The United Nations is suddenly suspected of becoming a "warring" party. The United Nations sides with military interventions for which they don't have their own troops but sign on governments - arranging regular hunts of dictators and rebel leaders as in Somalia. UN Secretary general Butros Ghali called that "violence for peace". These are not peace missions or humanitarian measures. These are war actions to enforce the peace based only on the ideas of the general secretary and party governments, not on balancing conflict resolution. German soldiers should be there according to the notion of the German government.

Nevertheless war and military interventions are unsuitable for forcing peace because they don't change anything in the economic, ecological and ethno-national causes of present conflicts.

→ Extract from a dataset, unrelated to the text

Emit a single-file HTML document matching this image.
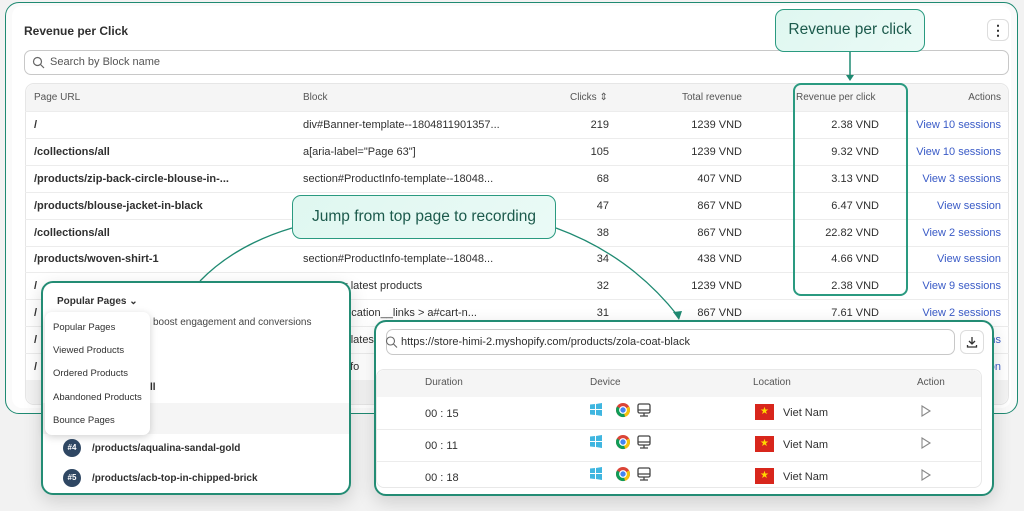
<!DOCTYPE html>
<html><head><meta charset="utf-8"><style>
*{box-sizing:border-box;margin:0;padding:0}
body{width:1024px;height:511px;overflow:hidden;background:#f2f2f2;font-family:"Liberation Sans",sans-serif;color:#303030;position:relative}
.abs{position:absolute}
.panel{left:5px;top:2px;width:1013px;height:412px;border:1.5px solid #1f8a72;border-radius:14px;background:#fafafa}
.inner{left:12px;top:6px;width:999px;height:402px;background:#fff;border-radius:10px}
.t{font-size:11px;white-space:nowrap}
.b{font-weight:bold}
.r{text-align:right}
.link{color:#3a5bc7}
.row{left:25px;width:984px;height:27px;border-top:1px solid #ececec}
.callout{background:linear-gradient(135deg,#dff7f0,#eafaf6);border:1.5px solid #2a9a80;border-radius:9px;color:#1c5a4c;font-size:15.5px;text-align:center}
.pop{background:#fff;border:2px solid #238c74;border-radius:12px;box-shadow:0 6px 18px rgba(0,0,0,.15)}
.badge{width:18px;height:18px;border-radius:50%;background:#2f4763;color:#fff;font-size:8px;font-weight:bold;text-align:center;line-height:18px}
.flag{width:19px;height:16px;background:#d8261c;color:#ffd800;font-size:10px;text-align:center;line-height:16px}
</style></head><body>
<div class="abs panel"></div>
<div class="abs inner"></div>
<div class="abs t b" style="left:24px;top:24px;font-size:12px">Revenue per Click</div>
<div class="abs" style="left:987px;top:19px;width:22px;height:22px;border:1px solid #ddd;border-radius:6px;background:#fff;text-align:center;font-size:14px;line-height:20px;font-weight:bold">⋮</div>
<div class="abs" style="left:24px;top:50px;width:985px;height:25px;border:1px solid #c8c8c8;border-radius:7px"></div>
<svg class="abs" style="left:32px;top:56px" width="13" height="13"><circle cx="5.5" cy="5.5" r="4" fill="none" stroke="#666" stroke-width="1.2"/><path d="M8.5 8.5L12 12" stroke="#666" stroke-width="1.2"/></svg>
<div class="abs t" style="left:50px;top:56px;color:#555">Search by Block name</div>
<div class="abs" style="left:25px;top:83px;width:984px;height:322px;border:1px solid #e6e6e6;border-radius:9px;background:#fff"></div>
<div class="abs" style="left:26px;top:84px;width:982px;height:27px;background:#f5f5f5;border-radius:9px 9px 0 0"></div>
<div class="abs" style="left:26px;top:380px;width:982px;height:24px;background:#f3f3f3;border-radius:0 0 9px 9px"></div>
<div class="abs t" style="left:34px;top:92px;font-size:10px;color:#555">Page URL</div>
<div class="abs t" style="left:303px;top:92px;font-size:10px;color:#555">Block</div>
<div class="abs t" style="left:570px;top:92px;font-size:10px;color:#555">Clicks ⇕</div>
<div class="abs t r" style="left:640px;width:102px;top:92px;font-size:10px;color:#555">Total revenue</div>
<div class="abs t" style="left:796px;top:92px;font-size:10px;color:#555">Revenue per click</div>
<div class="abs t r" style="left:900px;width:101px;top:92px;font-size:10px;color:#555">Actions</div>

<div class="abs row" style="top:111px"></div><div class="abs row" style="top:138px"></div><div class="abs row" style="top:165px"></div><div class="abs row" style="top:192px"></div><div class="abs row" style="top:219px"></div><div class="abs row" style="top:246px"></div><div class="abs row" style="top:272px"></div><div class="abs row" style="top:299px"></div><div class="abs row" style="top:326px"></div><div class="abs row" style="top:353px"></div>

<div class="abs t b" style="left:34px;top:119px">/</div><div class="abs t" style="left:303px;top:119px">div#Banner-template--1804811901357...</div><div class="abs t r" style="left:560px;width:49px;top:119px">219</div><div class="abs t r" style="left:640px;width:102px;top:119px">1239 VND</div><div class="abs t r" style="left:780px;width:99px;top:119px">2.38 VND</div><div class="abs t r link" style="left:880px;width:121px;top:119px">View 10 sessions</div>
<div class="abs t b" style="left:34px;top:146px">/collections/all</div><div class="abs t" style="left:303px;top:146px">a[aria-label="Page 63"]</div><div class="abs t r" style="left:560px;width:49px;top:146px">105</div><div class="abs t r" style="left:640px;width:102px;top:146px">1239 VND</div><div class="abs t r" style="left:780px;width:99px;top:146px">9.32 VND</div><div class="abs t r link" style="left:880px;width:121px;top:146px">View 10 sessions</div>
<div class="abs t b" style="left:34px;top:173px">/products/zip-back-circle-blouse-in-...</div><div class="abs t" style="left:303px;top:173px">section#ProductInfo-template--18048...</div><div class="abs t r" style="left:560px;width:49px;top:173px">68</div><div class="abs t r" style="left:640px;width:102px;top:173px">407 VND</div><div class="abs t r" style="left:780px;width:99px;top:173px">3.13 VND</div><div class="abs t r link" style="left:880px;width:121px;top:173px">View 3 sessions</div>
<div class="abs t b" style="left:34px;top:200px">/products/blouse-jacket-in-black</div><div class="abs t r" style="left:560px;width:49px;top:200px">47</div><div class="abs t r" style="left:640px;width:102px;top:200px">867 VND</div><div class="abs t r" style="left:780px;width:99px;top:200px">6.47 VND</div><div class="abs t r link" style="left:880px;width:121px;top:200px">View session</div>
<div class="abs t b" style="left:34px;top:227px">/collections/all</div><div class="abs t r" style="left:560px;width:49px;top:227px">38</div><div class="abs t r" style="left:640px;width:102px;top:227px">867 VND</div><div class="abs t r" style="left:780px;width:99px;top:227px">22.82 VND</div><div class="abs t r link" style="left:880px;width:121px;top:227px">View 2 sessions</div>
<div class="abs t b" style="left:34px;top:253px">/products/woven-shirt-1</div><div class="abs t" style="left:303px;top:253px">section#ProductInfo-template--18048...</div><div class="abs t r" style="left:560px;width:49px;top:253px">34</div><div class="abs t r" style="left:640px;width:102px;top:253px">438 VND</div><div class="abs t r" style="left:780px;width:99px;top:253px">4.66 VND</div><div class="abs t r link" style="left:880px;width:121px;top:253px">View session</div>
<div class="abs t b" style="left:34px;top:280px">/</div><div class="abs t" style="left:303px;top:280px">Shop our latest products</div><div class="abs t r" style="left:560px;width:49px;top:280px">32</div><div class="abs t r" style="left:640px;width:102px;top:280px">1239 VND</div><div class="abs t r" style="left:780px;width:99px;top:280px">2.38 VND</div><div class="abs t r link" style="left:880px;width:121px;top:280px">View 9 sessions</div>
<div class="abs t b" style="left:34px;top:307px">/</div><div class="abs t" style="left:303px;top:307px">.cart-notification__links &gt; a#cart-n...</div><div class="abs t r" style="left:560px;width:49px;top:307px">31</div><div class="abs t r" style="left:640px;width:102px;top:307px">867 VND</div><div class="abs t r" style="left:780px;width:99px;top:307px">7.61 VND</div><div class="abs t r link" style="left:880px;width:121px;top:307px">View 2 sessions</div>
<div class="abs t b" style="left:34px;top:334px">/</div><div class="abs t" style="left:303px;top:334px">Shop our latest</div><div class="abs t r link" style="left:880px;width:121px;top:334px">View 2 sessions</div>
<div class="abs t b" style="left:34px;top:361px">/</div><div class="abs t" style="left:303px;top:361px">ProductInfo</div><div class="abs t r link" style="left:880px;width:121px;top:361px">View session</div>

<div class="abs" style="left:793px;top:83px;width:115px;height:213px;border:2px solid #2a9a80;border-radius:8px"></div>
<div class="abs callout" style="left:775px;top:9px;width:150px;height:43px;line-height:40px">Revenue per click</div>
<svg class="abs" style="left:0;top:0" width="1024" height="511">
<path d="M850 52V77" stroke="#1f8a72" stroke-width="1.5"/><path d="M846 75L850 81L854 75Z" fill="#1f8a72"/>
<path d="M292 228Q235 245 200 281" fill="none" stroke="#1f8a72" stroke-width="1.3"/>
<path d="M556 228Q630 255 678 316" fill="none" stroke="#1f8a72" stroke-width="1.3"/><path d="M673 312L679 320L682 311Z" fill="#1f8a72"/>
</svg>
<div class="abs callout" style="left:292px;top:195px;width:264px;height:44px;line-height:42px">Jump from top page to recording</div>

<div class="abs pop" style="left:41px;top:281px;width:310px;height:214px"></div>
<div class="abs t b" style="left:57px;top:296px;font-size:10px">Popular Pages ⌄</div>
<div class="abs t" style="left:153px;top:317px;font-size:10px;color:#444">boost engagement and conversions</div>
<div class="abs t b" style="left:150px;top:382px;font-size:10px">ll</div>
<div class="abs" style="left:43px;top:403px;width:306px;height:31px;background:#f5f5f5"></div>
<div class="abs" style="left:45px;top:312px;width:105px;height:123px;background:#fff;border-radius:7px;box-shadow:0 2px 8px rgba(0,0,0,.18)"></div>
<div class="abs t" style="left:53px;top:322px;font-size:9.5px">Popular Pages</div>
<div class="abs t" style="left:53px;top:345px;font-size:9.5px">Viewed Products</div>
<div class="abs t" style="left:53px;top:368px;font-size:9.5px">Ordered Products</div>
<div class="abs t" style="left:53px;top:392px;font-size:9.5px">Abandoned Products</div>
<div class="abs t" style="left:53px;top:415px;font-size:9.5px">Bounce Pages</div>
<div class="abs badge" style="left:63px;top:439px">#4</div><div class="abs t b" style="left:92px;top:443px;font-size:10px">/products/aqualina-sandal-gold</div>
<div class="abs badge" style="left:63px;top:469px">#5</div><div class="abs t b" style="left:92px;top:473px;font-size:10px">/products/acb-top-in-chipped-brick</div>

<div class="abs pop" style="left:374px;top:320px;width:620px;height:176px"></div>
<div class="abs" style="left:386px;top:329px;width:569px;height:26px;border:1px solid #c8c8c8;border-radius:7px"></div>
<svg class="abs" style="left:384px;top:335px" width="14" height="14"><circle cx="6.5" cy="6" r="4" fill="none" stroke="#666" stroke-width="1.1"/><path d="M9.5 9L13 12.5" stroke="#666" stroke-width="1.1"/></svg>
<div class="abs t" style="left:401px;top:336px">https://store-himi-2.myshopify.com/products/zola-coat-black</div>
<div class="abs" style="left:960px;top:330px;width:24px;height:24px;border:1px solid #ddd;border-radius:6px;background:#fff"></div>
<svg class="abs" style="left:965px;top:335px" width="14" height="14"><path d="M7 2V9M4 6L7 9L10 6M2.5 10V12H11.5V10" fill="none" stroke="#333" stroke-width="1.3"/></svg>
<div class="abs" style="left:376px;top:369px;width:606px;height:119px;border:1px solid #e8e8e8;border-radius:8px"></div>
<div class="abs" style="left:377px;top:370px;width:604px;height:27px;background:#f5f5f5;border-radius:8px 8px 0 0"></div>
<div class="abs" style="left:377px;top:429px;width:604px;border-top:1px solid #ececec"></div>
<div class="abs" style="left:377px;top:461px;width:604px;border-top:1px solid #ececec"></div>
<div class="abs t" style="left:425px;top:377px;font-size:10px;color:#555">Duration</div>
<div class="abs t" style="left:590px;top:377px;font-size:10px;color:#555">Device</div>
<div class="abs t" style="left:753px;top:377px;font-size:10px;color:#555">Location</div>
<div class="abs t" style="left:917px;top:377px;font-size:10px;color:#555">Action</div>
<div class="abs t" style="left:425px;top:408px">00 : 15</div>
<div class="abs t" style="left:425px;top:440px">00 : 11</div>
<div class="abs t" style="left:425px;top:472px">00 : 18</div>
<svg class="abs" style="left:588px;top:402px" width="70" height="90">
<defs><g id="d"><path d="M2 2.5L7 2V7H2ZM8 2L14 1V7H8ZM2 8H7V13L2 12.5ZM8 8H14V14L8 13Z" fill="#3fb6e0"/><circle cx="35" cy="8" r="7" fill="#db4437"/><path d="M35 8L41 4.5A7 7 0 0 1 37 14.8Z" fill="#f4c20d"/><path d="M35 8L37 14.8A7 7 0 0 1 29 4.5Z" fill="#0f9d58"/><circle cx="35" cy="8" r="3.3" fill="#4285f4" stroke="#fff" stroke-width="1.2"/><rect x="50" y="2" width="12" height="9" rx="1.5" fill="none" stroke="#444" stroke-width="1.3"/><path d="M50 8H62M56 11V14M52 14H60" stroke="#444" stroke-width="1.3"/></g></defs>
<use href="#d"/><use href="#d" y="32"/><use href="#d" y="64"/></svg>
<div class="abs flag" style="left:755px;top:404px">★</div><div class="abs t" style="left:783px;top:407px">Viet Nam</div>
<div class="abs flag" style="left:755px;top:436px">★</div><div class="abs t" style="left:783px;top:439px">Viet Nam</div>
<div class="abs flag" style="left:755px;top:468px">★</div><div class="abs t" style="left:783px;top:471px">Viet Nam</div>
<svg class="abs" style="left:920px;top:404px" width="12" height="80"><g fill="none" stroke="#888" stroke-width="1.1"><path d="M2 2L10 7L2 12Z"/><path d="M2 34L10 39L2 44Z"/><path d="M2 66L10 71L2 76Z"/></g></svg>
</body></html>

With the statement that there cannot be a "just war", the question is not answered how third parties should act given cruel wars and civil wars as in former Yugoslavia, Caucasus, Afghanistan, Somalia, Sudan and twenty other world regions. Standing by and watching does not make one less culpable than military intervention.

What we need is the development of a credible and effective nonviolent instrumentarium for preventing and ending violent conflicts. The resolution of governments ready to help to apply such measures is necessary: freezing foreign assets of involved parties, embargo on the delivery of all weapons and strategic goods, deployment of UN forces between the fronts and economic assistance since most causes of such conflicts can be referred back to economic poverty and distress. Such determination is lacking in the case of Yugoslavia and other conflicts. This political failure of the community of nations makes "just war" even more incredible. Our hopes may not be directed to "just war" but to a "just peace" that alone can end struggles as in Yugoslavia, Sri Lanka, Colombia, Northern Ireland and wherever else they break out.